The Sapphire RX Vega 64 Nitro+ Limited Edition card ships in a black box, with a large robotic figure placed on the front.

Inside there are four pieces of documentation as well as the support bracket to prevent any unwanted sagging.

Getting our first look at the card, it is definitely a looker. The black shroud contrasts beautifully against the clear plastic sections which house the card's RGB LEDs, while even the three fans' size differences (two 100mm, one 90mm) is visually appealing.

It is a huge piece of kit though. Sapphire has its dimensions listed as 310 x 133 x 54mm, while it is also a two-and-a-half slot card – so definitely check to make sure it can fit in your chassis before buying one.

‘naked' Images above courtesy of Sapphire

Now, moving onto the PCB and heatsink, we actually had to borrow the above images from Sapphire itself – something we do not usually do. The reason for this is that Sapphire actually asked us not to remove the card's heatsink, for the simple reason that doing so would interfere with their specially manufactured thermal paste – so if we tampered with the card here, it would affect whoever used it next.

Making do with Sapphire's images, though, we can see the custom PCB is quite something. It features a whopping 14 phase power delivery design, and it looks like each inductor actually has its own mini-heatsink to help aid heat dissipation. Even the PCB itself sports a lovely black and white design which is a lovely touch.

As for the heatsink, that sports 3x 8mm heatpipes, as well as another 3x 6mm heatpipes to cool the GPU core. There are also two more 6mm heatpipes specifically designed to cool the VRMs. It is certainly an impressive piece of engineering.
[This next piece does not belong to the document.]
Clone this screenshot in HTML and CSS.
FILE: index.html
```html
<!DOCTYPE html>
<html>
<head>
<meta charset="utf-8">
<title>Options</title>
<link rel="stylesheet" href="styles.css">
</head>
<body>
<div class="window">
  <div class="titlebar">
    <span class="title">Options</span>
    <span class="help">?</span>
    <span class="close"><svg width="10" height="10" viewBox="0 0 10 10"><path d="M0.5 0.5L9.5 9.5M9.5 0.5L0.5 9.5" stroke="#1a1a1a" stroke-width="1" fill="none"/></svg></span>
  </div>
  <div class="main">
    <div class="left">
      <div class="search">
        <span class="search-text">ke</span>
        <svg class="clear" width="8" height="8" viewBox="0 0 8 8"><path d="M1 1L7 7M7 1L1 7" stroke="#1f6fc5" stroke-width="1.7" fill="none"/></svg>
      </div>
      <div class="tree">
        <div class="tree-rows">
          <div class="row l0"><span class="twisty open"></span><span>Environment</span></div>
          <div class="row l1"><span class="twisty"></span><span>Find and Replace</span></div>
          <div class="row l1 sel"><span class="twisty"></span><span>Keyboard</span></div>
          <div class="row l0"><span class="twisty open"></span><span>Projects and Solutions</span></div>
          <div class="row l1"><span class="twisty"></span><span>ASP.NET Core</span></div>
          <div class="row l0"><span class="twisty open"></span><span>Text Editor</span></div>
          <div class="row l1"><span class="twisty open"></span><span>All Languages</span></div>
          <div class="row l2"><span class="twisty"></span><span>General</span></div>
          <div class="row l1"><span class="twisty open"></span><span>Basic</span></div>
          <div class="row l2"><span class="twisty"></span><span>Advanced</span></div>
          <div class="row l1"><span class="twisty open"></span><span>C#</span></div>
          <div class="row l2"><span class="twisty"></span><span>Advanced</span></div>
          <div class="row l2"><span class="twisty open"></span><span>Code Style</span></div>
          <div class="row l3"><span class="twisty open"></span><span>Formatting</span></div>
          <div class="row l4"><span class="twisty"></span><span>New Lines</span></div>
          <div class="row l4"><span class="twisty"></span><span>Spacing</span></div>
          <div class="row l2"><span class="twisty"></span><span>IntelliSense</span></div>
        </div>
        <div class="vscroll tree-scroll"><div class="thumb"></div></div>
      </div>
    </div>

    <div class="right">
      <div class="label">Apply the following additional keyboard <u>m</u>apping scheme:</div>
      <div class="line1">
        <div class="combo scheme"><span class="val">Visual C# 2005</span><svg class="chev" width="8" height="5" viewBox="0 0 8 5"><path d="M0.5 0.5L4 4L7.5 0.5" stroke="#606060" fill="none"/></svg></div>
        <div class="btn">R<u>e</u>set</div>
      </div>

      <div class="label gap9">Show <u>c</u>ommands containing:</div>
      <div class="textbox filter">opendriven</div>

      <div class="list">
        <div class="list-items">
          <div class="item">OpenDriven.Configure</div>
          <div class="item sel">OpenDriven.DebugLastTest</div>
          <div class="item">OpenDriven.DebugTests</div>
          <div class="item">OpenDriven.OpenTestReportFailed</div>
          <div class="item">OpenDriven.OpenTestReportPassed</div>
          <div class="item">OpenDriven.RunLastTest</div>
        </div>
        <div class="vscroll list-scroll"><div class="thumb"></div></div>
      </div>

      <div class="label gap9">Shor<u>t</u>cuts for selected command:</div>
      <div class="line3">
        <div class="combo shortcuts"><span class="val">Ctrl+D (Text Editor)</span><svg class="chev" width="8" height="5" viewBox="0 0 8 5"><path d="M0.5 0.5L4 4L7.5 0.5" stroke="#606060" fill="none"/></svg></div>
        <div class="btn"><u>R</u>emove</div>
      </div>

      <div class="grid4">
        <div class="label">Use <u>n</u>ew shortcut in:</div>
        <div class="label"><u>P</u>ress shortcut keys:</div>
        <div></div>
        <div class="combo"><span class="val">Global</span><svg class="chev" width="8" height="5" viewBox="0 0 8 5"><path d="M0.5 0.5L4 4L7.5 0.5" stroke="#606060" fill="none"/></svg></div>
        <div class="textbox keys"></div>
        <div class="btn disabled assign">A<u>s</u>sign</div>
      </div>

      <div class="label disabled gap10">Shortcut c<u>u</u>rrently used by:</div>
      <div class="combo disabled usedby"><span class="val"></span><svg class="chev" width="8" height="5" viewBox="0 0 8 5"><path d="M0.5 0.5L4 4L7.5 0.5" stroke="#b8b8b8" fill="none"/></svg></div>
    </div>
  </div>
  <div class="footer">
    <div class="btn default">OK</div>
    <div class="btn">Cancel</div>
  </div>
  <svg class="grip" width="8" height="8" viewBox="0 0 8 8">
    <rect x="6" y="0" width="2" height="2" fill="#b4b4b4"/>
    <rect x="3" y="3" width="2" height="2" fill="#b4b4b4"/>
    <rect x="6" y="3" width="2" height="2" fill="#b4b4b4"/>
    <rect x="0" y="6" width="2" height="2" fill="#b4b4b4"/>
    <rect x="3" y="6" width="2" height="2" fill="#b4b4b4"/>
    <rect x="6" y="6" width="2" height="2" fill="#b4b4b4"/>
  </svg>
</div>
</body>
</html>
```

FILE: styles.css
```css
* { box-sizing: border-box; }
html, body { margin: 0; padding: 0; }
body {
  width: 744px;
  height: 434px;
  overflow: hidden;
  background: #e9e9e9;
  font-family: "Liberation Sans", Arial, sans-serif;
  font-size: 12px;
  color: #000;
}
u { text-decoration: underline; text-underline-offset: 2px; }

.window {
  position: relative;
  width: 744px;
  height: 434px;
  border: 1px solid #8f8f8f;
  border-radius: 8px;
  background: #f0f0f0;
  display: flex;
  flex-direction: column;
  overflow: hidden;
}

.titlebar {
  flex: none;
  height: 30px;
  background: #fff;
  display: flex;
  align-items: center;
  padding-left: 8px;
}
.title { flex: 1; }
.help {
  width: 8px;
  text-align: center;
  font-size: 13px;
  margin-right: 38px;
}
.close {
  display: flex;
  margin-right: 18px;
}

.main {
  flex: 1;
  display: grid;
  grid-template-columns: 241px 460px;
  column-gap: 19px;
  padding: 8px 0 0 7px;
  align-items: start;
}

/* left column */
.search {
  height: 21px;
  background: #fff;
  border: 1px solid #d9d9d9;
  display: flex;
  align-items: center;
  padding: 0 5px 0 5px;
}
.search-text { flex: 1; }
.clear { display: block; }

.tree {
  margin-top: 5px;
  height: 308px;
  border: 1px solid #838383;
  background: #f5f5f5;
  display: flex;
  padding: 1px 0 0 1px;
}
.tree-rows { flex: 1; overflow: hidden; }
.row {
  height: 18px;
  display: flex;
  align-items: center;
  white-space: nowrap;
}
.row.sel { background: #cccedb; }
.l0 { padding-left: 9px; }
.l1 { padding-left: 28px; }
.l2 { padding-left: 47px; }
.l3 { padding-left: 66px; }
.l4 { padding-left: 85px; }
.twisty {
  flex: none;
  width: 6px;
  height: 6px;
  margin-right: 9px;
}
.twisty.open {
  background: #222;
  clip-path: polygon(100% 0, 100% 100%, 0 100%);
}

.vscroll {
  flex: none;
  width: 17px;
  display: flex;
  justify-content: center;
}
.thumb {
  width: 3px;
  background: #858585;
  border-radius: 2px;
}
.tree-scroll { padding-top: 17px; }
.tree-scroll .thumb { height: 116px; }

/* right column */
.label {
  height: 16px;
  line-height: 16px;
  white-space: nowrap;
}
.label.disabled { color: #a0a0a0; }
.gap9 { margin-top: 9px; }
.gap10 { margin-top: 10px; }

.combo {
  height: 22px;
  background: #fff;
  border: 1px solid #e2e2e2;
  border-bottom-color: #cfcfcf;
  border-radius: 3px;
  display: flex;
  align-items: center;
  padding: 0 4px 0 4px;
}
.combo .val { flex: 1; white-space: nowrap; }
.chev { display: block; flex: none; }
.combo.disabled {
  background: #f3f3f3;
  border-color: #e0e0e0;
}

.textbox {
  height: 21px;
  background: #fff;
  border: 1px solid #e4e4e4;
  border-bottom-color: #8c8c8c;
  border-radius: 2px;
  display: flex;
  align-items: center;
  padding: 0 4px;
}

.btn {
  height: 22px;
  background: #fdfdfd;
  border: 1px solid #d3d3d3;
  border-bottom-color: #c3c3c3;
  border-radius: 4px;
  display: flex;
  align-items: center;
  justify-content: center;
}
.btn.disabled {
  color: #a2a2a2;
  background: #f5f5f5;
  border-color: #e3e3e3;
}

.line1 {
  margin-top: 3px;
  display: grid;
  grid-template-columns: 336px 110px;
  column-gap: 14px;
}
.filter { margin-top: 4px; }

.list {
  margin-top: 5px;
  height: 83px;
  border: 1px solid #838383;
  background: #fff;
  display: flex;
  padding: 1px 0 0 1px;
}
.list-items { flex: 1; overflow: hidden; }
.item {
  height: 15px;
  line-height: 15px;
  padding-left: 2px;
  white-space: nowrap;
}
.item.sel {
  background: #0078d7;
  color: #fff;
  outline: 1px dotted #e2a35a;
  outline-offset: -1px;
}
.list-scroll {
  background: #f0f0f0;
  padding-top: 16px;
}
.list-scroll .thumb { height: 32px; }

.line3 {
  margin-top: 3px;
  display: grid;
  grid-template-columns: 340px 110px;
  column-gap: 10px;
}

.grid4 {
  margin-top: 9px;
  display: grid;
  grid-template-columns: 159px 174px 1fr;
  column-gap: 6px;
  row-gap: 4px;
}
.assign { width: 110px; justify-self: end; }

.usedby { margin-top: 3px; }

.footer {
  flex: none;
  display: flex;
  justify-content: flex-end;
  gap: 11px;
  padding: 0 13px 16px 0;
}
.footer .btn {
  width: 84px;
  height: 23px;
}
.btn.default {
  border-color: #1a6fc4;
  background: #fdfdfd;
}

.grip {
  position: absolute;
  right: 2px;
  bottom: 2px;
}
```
Elsewhere, the backplate is very tasteful thanks to its colour-neutral design that looks really good without causing a headache for anyone with a colour-coordinated system. On the right-hand side of the card's rear, there is more RGB lighting positioned in the Vega logo.

On the side of the Nitro+ LE, we find the required PCIe power connectors: three 8-pin plugs, no less. This is quite something, and I can't remember the last time I saw a mainstream GPU with three 8-pin PCIe power connectors required. Later on in the review we do assess power consumption, so I won't spoil that for you here.

Moving over to the end of the card, sandwiched between the heatsink fin array and backplate we find a solitary 4-pin fan header. Like various ASUS Strix models we have seen over the last year, this allows you to control one of your case fans via the GPU temperature, as opposed to CPU temperature as per a motherboard fan header.

Lastly, display outputs are as follows: 2x DisplayPort 1.4, 2x HDMI 2.0b. This is one extra HDMI over reference, something Sapphire changed with VR headsets in mind.